# Given problem
State how many lines in the entries below contain "this". Write nothing but the number.

++++++++++

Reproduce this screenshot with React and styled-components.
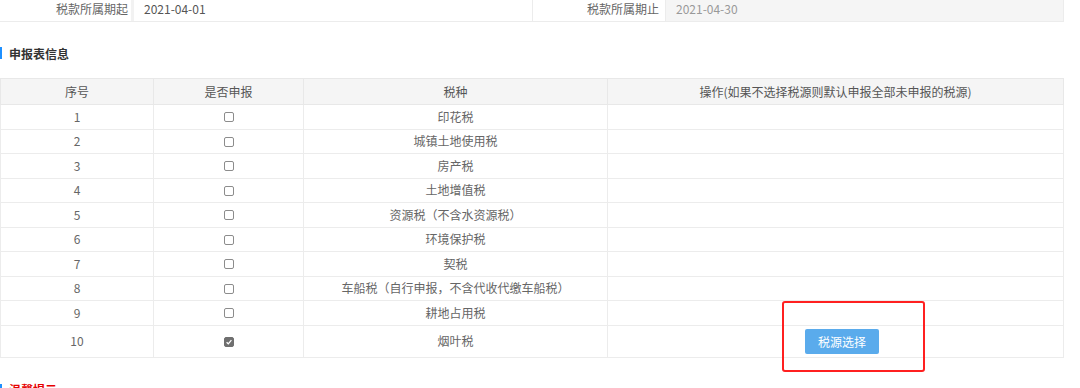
import React from "react";
import styled, { createGlobalStyle } from "styled-components";

const Global = createGlobalStyle`
  html, body { margin: 0; padding: 0; background: #fff; }
  body {
    font-family: "Microsoft YaHei", "Noto Sans CJK SC", "Noto Sans", sans-serif;
    font-size: 12px;
    color: #666;
    overflow: hidden;
  }
`;

const Page = styled.div`
  position: relative;
  width: 1064px;
  height: 388px;
  overflow: hidden;
`;

const FormRow = styled.div`
  display: grid;
  grid-template-columns: 131px 402px 132px 1fr;
  height: 22px;
  border-bottom: 1px solid #ececec;
  box-sizing: border-box;
`;

const Label = styled.div`
  text-align: right;
  padding-right: ${(p) => p.$pr || 4}px;
  line-height: 18px;
  color: #666;
  background: #fff;
`;

const Value = styled.div`
  padding-left: ${(p) => p.$pl || 10}px;
  line-height: 18px;
  color: ${(p) => (p.$disabled ? "#999" : "#555")};
  background: ${(p) => (p.$disabled ? "#f5f5f5" : "#fff")};
  border-left: ${(p) => (p.$disabled ? "1px solid #ececec" : "3px solid #f2f2f2")};
  border-right: 1px solid #ececec;
`;

const SectionTitle = styled.div`
  display: flex;
  align-items: center;
  gap: 7px;
  margin-top: ${(p) => p.$mt}px;
  height: 16px;
  font-weight: bold;
  font-size: 12px;
  color: ${(p) => p.$color || "#333"};
`;

const Bar = styled.span`
  display: inline-block;
  width: 2px;
  height: 12px;
  background: #1e90ff;
`;

const Table = styled.table`
  margin-top: 17px;
  width: 1064px;
  border-collapse: collapse;
  table-layout: fixed;
  border: 1px solid #e8e8e8;
`;

const Th = styled.th`
  height: 25px;
  padding: 0;
  font-weight: normal;
  color: #555;
  background: #f5f5f5;
  border: 1px solid #e8e8e8;
  text-align: center;
`;

const Td = styled.td`
  height: ${(p) => p.$h || 23.5}px;
  padding: 0;
  border: 1px solid #ececec;
  text-align: center;
  color: #666;
  line-height: 14px;
`;

const Box = styled.span`
  display: inline-block;
  width: 10px;
  height: 10px;
  box-sizing: border-box;
  border-radius: 2px;
  border: 1px solid ${(p) => (p.$checked ? "#6f6f6f" : "#8c8c8c")};
  background: ${(p) => (p.$checked ? "#6f6f6f" : "#fff")};
  vertical-align: middle;
  position: relative;
  top: -1px;
  svg { display: block; }
`;

const OpCell = styled.div`
  display: flex;
  justify-content: center;
  padding-left: 13px;
`;

const Button = styled.button`
  width: 74px;
  height: 25px;
  border: none;
  border-radius: 2px;
  background: #5aabec;
  color: #fff;
  font-family: inherit;
  font-size: 12px;
  padding: 0;
`;

const Highlight = styled.div`
  position: absolute;
  left: 782px;
  top: 301px;
  width: 143px;
  height: 71px;
  box-sizing: border-box;
  border: 2.5px solid #ff2020;
  border-radius: 3px;
  pointer-events: none;
`;

const Checkbox = ({ checked }) => (
  <Box $checked={checked}>
    {checked && (
      <svg width="8" height="8" viewBox="0 0 8 8">
        <path d="M1.6 4.2 L3.3 5.8 L6.4 2.2" fill="none" stroke="#fff" strokeWidth="1.3" />
      </svg>
    )}
  </Box>
);

const rows = [
  "印花税",
  "城镇土地使用税",
  "房产税",
  "土地增值税",
  "资源税（不含水资源税）",
  "环境保护税",
  "契税",
  "车船税（自行申报，不含代收代缴车船税）",
  "耕地占用税",
  "烟叶税",
];

export default function App() {
  return (
    <>
      <Global />
      <Page>
        <FormRow>
          <Label $pr={3}>税款所属期起</Label>
          <Value>2021-04-01</Value>
          <Label $pr={6}>税款所属期止</Label>
          <Value $disabled>2021-04-30</Value>
        </FormRow>
        <SectionTitle $mt={23}>
          <Bar />
          申报表信息
        </SectionTitle>
        <Table>
          <colgroup>
            <col style={{ width: 153 }} />
            <col style={{ width: 150 }} />
            <col style={{ width: 304 }} />
            <col />
          </colgroup>
          <thead>
            <tr>
              <Th>序号</Th>
              <Th>是否申报</Th>
              <Th>税种</Th>
              <Th>操作(如果不选择税源则默认申报全部未申报的税源)</Th>
            </tr>
          </thead>
          <tbody>
            {rows.map((name, i) => {
              const last = i === rows.length - 1;
              return (
                <tr key={name}>
                  <Td $h={last ? 31 : undefined}>{i + 1}</Td>
                  <Td $h={last ? 31 : undefined}>
                    <Checkbox checked={last} />
                  </Td>
                  <Td $h={last ? 31 : undefined}>{name}</Td>
                  <Td $h={last ? 31 : undefined}>
                    {last && (
                      <OpCell>
                        <Button>税源选择</Button>
                      </OpCell>
                    )}
                  </Td>
                </tr>
              );
            })}
          </tbody>
        </Table>
        <SectionTitle $mt={24} $color="#e60000">
          <Bar />
          温馨提示
        </SectionTitle>
        <Highlight />
      </Page>
    </>
  );
}
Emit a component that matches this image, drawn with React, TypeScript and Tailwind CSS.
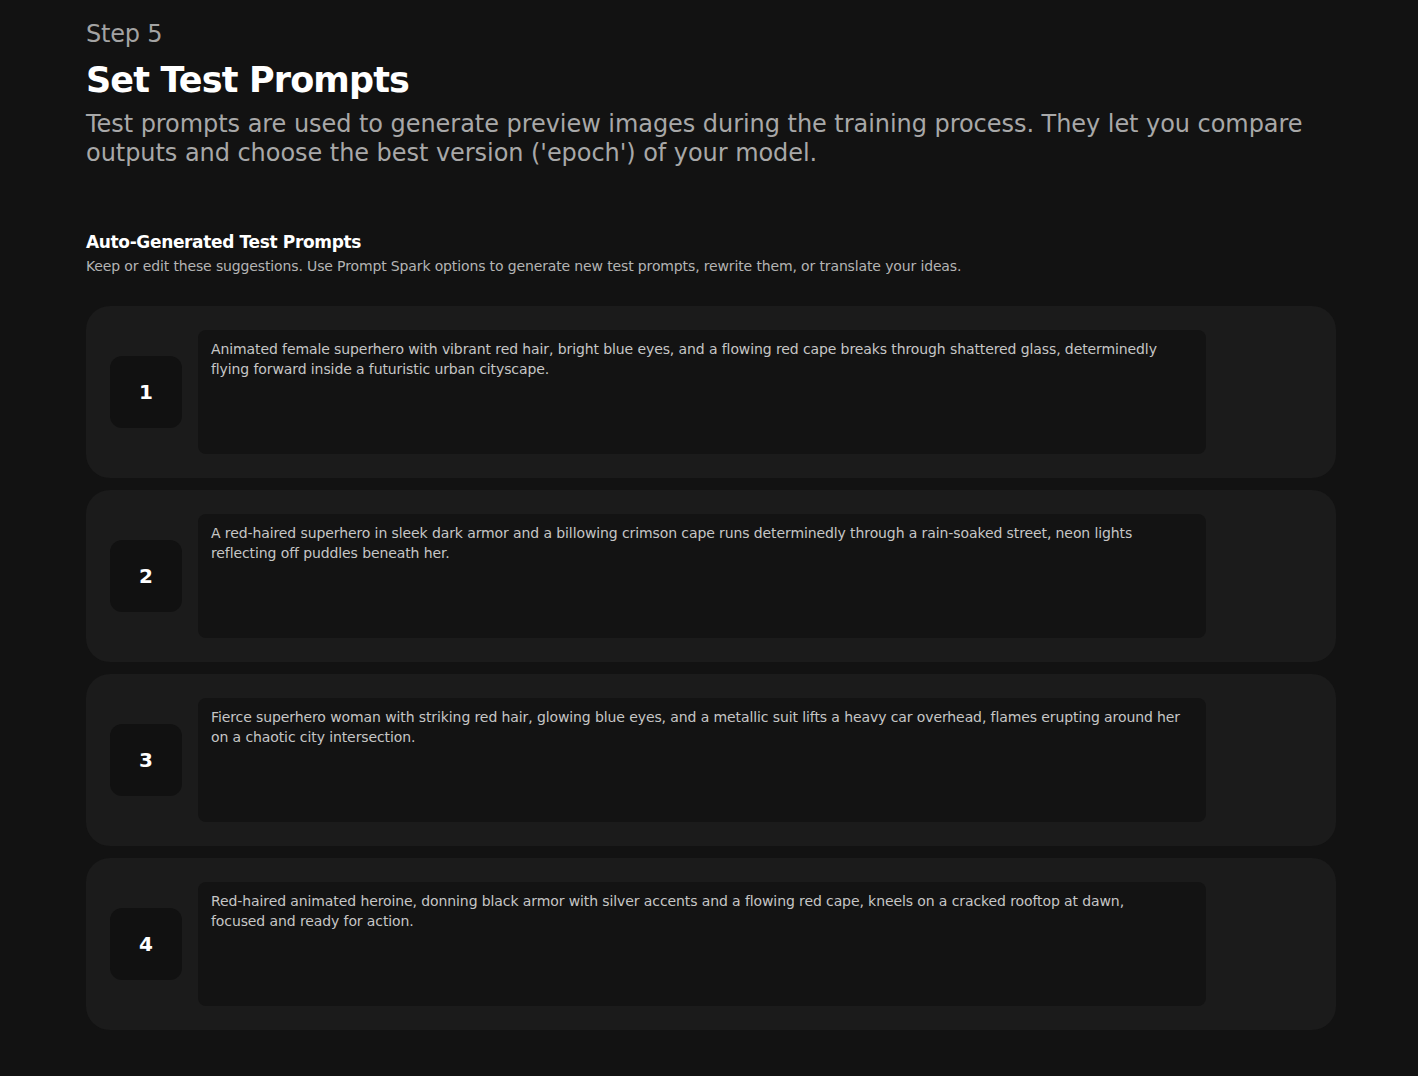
const prompts = [
  'Animated female superhero with vibrant red hair, bright blue eyes, and a flowing red cape breaks through shattered glass, determinedly flying forward inside a futuristic urban cityscape.',
  'A red-haired superhero in sleek dark armor and a billowing crimson cape runs determinedly through a rain-soaked street, neon lights reflecting off puddles beneath her.',
  'Fierce superhero woman with striking red hair, glowing blue eyes, and a metallic suit lifts a heavy car overhead, flames erupting around her on a chaotic city intersection.',
  'Red-haired animated heroine, donning black armor with silver accents and a flowing red cape, kneels on a cracked rooftop at dawn, focused and ready for action.',
];

export default function App() {
  return (
    <div
      className="bg-[#121212] min-h-screen w-full"
      style={{ fontFamily: '"DejaVu Sans", sans-serif' }}
    >
      <div className="pl-[86px] pr-[82px] pt-[18px] pb-[46px] w-[1418px]">
        <div className="text-[24px] leading-[32px] text-[#a3a3a3] tracking-[-0.2px]">Step 5</div>
        <h1 className="mt-[8px] text-[35px] leading-[44px] font-bold text-white tracking-[-0.85px]">Set Test Prompts</h1>
        <p className="mt-[8px] text-[24px] leading-[29px] text-[#a8a8a8] tracking-[-0.05px] w-[1250px]">
          Test prompts are used to generate preview images during the training process. They let you compare outputs and choose the best version ('epoch') of your model.
        </p>
        <h2 className="mt-[62px] text-[17px] leading-[24px] font-bold text-white tracking-[-0.35px]">Auto-Generated Test Prompts</h2>
        <p className="mt-[2px] text-[14px] leading-[20px] text-[#b4b4b4] tracking-[-0.135px]">
          Keep or edit these suggestions. Use Prompt Spark options to generate new test prompts, rewrite them, or translate your ideas.
        </p>
        <div className="mt-[30px] flex flex-col gap-[12px] w-[1250px]">
          {prompts.map((p, i) => (
            <div key={i} className="bg-[#1b1b1b] rounded-[24px] p-[24px] flex items-center gap-[16px]">
              <div className="w-[72px] h-[72px] shrink-0 rounded-[12px] bg-[#111111] flex items-center justify-center text-white text-[20px] font-bold">
                {i + 1}
              </div>
              <textarea
                readOnly
                defaultValue={p}
                className="w-[1008px] h-[124px] shrink-0 resize-none overflow-hidden rounded-[8px] bg-[#131313] pl-[13px] pr-[25px] py-[9px] text-[14px] leading-[20px] text-[#c6c6c6] outline-none tracking-[-0.1px]"
                style={{ fontFamily: '"DejaVu Sans", sans-serif' }}
              />
            </div>
          ))}
        </div>
      </div>
    </div>
  );
}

++++++++++

# Exercise output
2